↓↓↓
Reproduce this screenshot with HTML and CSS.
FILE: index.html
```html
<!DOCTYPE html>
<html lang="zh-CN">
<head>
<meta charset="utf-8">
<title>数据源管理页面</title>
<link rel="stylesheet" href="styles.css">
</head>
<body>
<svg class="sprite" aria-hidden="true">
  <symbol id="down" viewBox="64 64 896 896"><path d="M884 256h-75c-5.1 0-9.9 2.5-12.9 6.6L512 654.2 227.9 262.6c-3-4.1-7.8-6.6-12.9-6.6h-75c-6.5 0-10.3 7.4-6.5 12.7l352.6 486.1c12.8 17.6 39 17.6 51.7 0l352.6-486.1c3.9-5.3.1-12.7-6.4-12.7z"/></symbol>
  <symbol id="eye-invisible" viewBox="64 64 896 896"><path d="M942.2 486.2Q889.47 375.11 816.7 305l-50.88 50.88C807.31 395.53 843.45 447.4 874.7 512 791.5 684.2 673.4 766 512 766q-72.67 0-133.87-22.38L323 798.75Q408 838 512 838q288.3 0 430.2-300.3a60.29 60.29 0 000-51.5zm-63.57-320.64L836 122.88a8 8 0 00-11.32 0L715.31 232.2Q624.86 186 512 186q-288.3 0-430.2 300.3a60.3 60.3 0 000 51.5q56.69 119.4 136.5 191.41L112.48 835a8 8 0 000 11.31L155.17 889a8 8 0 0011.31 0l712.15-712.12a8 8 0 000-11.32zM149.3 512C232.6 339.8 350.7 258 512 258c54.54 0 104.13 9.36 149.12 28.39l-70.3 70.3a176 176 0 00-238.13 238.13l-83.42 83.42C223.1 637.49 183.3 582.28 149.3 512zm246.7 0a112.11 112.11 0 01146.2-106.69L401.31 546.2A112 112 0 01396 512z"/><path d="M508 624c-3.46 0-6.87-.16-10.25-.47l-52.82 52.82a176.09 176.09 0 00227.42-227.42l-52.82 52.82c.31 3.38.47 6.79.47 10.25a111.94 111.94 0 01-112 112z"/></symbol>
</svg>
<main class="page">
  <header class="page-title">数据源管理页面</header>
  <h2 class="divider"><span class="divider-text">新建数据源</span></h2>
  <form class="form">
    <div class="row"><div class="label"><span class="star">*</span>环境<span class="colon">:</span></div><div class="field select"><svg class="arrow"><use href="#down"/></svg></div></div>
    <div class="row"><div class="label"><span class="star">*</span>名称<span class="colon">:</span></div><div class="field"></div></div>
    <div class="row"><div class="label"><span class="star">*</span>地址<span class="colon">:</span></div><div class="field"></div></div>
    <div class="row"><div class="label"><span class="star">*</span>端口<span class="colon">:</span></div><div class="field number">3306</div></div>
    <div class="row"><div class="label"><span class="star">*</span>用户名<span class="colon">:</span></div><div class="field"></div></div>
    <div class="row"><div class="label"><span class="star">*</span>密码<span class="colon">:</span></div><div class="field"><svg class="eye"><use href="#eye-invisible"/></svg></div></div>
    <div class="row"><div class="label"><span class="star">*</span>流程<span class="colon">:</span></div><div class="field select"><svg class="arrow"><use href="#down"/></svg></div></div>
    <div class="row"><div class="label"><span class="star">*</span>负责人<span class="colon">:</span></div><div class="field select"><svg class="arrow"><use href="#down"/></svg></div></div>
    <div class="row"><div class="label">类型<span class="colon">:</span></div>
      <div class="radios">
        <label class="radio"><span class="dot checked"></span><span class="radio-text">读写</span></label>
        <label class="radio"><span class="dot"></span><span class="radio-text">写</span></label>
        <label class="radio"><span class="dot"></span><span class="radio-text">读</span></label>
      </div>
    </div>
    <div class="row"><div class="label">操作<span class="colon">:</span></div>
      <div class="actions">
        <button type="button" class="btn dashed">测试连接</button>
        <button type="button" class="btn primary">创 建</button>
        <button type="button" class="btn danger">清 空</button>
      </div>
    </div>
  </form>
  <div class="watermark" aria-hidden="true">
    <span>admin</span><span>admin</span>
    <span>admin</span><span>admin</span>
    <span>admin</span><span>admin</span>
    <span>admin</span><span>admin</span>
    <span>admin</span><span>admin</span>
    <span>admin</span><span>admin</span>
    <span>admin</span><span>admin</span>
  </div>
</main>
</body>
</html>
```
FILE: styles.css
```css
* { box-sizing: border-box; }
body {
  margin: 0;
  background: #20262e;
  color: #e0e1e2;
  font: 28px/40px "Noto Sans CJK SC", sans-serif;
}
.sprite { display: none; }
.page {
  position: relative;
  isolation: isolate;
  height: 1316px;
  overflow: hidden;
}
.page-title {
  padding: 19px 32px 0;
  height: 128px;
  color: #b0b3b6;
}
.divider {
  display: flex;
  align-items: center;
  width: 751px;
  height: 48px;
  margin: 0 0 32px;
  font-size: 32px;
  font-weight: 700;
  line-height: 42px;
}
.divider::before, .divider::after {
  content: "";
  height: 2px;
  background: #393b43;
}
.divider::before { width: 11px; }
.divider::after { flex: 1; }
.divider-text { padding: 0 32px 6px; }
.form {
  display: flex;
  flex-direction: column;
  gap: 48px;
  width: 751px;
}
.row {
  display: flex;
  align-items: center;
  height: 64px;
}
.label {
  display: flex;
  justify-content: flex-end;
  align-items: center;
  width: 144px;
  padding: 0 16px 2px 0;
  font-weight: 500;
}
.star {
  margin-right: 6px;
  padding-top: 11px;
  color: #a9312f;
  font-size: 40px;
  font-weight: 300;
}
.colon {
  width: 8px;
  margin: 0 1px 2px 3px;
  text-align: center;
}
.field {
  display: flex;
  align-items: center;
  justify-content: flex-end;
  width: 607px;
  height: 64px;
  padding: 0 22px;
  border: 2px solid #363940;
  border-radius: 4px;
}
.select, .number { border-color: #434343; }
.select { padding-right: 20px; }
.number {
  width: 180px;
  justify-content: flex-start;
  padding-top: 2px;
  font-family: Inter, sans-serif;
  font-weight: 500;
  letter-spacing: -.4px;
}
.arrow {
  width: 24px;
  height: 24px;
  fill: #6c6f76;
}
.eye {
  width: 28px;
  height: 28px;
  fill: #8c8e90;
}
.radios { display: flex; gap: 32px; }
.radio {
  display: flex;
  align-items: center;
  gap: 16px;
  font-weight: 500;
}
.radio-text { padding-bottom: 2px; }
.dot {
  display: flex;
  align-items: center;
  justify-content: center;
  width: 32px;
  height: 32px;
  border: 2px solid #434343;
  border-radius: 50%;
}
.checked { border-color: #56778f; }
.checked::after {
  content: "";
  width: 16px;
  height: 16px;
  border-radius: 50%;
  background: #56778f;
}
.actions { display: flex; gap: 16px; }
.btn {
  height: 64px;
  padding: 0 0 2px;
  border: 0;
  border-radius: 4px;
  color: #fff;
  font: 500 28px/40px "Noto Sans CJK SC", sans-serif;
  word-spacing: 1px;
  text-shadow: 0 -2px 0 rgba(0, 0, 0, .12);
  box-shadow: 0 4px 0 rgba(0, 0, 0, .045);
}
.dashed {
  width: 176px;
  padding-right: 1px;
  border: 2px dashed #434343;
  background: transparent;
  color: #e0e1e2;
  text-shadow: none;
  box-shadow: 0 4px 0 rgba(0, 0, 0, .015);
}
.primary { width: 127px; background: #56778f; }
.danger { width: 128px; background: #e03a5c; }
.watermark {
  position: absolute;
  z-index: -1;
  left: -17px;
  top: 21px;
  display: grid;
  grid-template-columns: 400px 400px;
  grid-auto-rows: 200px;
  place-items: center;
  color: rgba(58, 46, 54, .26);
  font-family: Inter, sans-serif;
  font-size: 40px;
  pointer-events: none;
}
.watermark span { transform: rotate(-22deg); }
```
↑↑↑
↓↓↓
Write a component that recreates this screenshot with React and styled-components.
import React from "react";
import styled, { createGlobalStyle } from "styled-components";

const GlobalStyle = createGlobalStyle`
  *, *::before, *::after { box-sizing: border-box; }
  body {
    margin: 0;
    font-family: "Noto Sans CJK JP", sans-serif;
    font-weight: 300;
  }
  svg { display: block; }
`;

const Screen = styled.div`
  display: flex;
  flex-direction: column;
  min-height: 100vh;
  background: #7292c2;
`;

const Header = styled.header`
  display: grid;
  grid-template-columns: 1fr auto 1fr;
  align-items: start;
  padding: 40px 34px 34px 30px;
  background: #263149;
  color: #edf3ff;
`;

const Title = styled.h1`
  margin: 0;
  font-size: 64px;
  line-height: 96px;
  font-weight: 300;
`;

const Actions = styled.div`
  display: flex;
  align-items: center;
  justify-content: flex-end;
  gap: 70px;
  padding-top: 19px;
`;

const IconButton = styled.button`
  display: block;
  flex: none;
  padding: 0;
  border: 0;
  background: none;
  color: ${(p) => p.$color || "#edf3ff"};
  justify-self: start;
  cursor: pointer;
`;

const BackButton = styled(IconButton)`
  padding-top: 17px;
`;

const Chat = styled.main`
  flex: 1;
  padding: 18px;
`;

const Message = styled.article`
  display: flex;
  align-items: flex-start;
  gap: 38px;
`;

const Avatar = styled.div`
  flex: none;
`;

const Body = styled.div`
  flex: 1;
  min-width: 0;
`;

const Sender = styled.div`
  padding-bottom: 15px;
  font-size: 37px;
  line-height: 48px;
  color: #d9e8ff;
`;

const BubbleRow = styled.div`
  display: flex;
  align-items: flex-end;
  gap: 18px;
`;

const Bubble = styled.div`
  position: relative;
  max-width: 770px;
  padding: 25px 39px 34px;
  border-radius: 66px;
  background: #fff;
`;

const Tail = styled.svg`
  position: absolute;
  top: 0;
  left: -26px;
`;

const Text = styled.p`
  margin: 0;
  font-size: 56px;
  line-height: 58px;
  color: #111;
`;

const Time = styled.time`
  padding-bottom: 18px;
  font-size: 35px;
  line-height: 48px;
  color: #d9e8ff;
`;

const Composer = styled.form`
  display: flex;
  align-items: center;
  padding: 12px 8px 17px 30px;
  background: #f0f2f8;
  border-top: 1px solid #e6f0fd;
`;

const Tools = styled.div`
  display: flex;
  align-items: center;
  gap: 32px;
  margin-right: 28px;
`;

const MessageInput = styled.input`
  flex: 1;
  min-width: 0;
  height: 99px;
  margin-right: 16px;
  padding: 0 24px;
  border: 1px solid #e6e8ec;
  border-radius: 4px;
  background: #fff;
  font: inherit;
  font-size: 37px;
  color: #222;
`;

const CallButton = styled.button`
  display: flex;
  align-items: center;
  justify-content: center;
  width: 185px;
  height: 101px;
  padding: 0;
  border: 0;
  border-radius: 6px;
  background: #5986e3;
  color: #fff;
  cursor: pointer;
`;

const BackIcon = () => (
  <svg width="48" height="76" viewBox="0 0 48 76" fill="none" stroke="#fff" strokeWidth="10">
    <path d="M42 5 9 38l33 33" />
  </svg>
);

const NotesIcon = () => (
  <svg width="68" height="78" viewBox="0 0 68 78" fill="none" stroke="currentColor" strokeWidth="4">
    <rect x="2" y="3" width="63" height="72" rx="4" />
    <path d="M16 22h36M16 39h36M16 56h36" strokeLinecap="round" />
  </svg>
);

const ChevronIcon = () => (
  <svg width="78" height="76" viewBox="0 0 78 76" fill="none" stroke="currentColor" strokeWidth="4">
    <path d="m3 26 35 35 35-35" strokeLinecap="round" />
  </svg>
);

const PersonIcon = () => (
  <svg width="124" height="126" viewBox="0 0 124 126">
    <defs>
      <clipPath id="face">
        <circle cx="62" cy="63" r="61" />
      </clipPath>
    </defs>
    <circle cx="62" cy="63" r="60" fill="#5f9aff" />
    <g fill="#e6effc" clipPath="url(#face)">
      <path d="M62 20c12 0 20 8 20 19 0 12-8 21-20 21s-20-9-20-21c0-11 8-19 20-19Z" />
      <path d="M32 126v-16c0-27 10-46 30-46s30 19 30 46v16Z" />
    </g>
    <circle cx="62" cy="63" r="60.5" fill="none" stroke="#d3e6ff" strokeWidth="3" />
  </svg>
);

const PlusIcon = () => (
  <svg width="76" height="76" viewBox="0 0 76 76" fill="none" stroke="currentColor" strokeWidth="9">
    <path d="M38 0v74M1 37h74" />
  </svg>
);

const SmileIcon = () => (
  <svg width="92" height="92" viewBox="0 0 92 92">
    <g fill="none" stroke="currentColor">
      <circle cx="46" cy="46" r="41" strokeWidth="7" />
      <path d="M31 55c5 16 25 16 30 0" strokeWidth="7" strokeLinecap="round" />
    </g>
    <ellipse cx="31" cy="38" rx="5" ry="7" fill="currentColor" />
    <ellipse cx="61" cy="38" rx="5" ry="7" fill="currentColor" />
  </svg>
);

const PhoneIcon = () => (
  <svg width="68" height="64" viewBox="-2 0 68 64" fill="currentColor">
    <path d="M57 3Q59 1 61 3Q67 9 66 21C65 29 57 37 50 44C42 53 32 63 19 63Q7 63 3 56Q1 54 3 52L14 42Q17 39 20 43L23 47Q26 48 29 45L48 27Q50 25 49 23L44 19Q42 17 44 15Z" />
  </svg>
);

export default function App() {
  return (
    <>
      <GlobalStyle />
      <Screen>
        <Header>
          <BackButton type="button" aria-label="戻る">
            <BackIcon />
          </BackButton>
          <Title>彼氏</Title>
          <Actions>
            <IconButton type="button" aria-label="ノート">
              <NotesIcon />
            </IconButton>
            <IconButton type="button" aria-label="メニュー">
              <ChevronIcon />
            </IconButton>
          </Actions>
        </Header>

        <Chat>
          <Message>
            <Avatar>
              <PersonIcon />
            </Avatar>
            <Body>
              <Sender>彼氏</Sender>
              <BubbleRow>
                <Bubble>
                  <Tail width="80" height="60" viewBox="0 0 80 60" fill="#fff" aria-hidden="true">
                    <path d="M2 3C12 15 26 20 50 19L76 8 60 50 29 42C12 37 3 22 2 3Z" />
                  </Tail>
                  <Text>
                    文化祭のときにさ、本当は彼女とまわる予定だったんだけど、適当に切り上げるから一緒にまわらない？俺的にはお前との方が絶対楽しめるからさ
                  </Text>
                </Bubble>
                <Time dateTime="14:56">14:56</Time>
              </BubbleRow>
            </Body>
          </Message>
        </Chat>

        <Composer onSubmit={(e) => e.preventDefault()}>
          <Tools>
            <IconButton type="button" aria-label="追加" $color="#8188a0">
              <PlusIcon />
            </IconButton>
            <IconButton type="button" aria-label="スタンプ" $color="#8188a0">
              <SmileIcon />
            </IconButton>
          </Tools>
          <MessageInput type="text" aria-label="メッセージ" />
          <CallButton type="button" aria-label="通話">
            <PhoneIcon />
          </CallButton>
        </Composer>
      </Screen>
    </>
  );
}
↑↑↑
Say how many lines in the entries contain the string "React", and leave out everything else.

2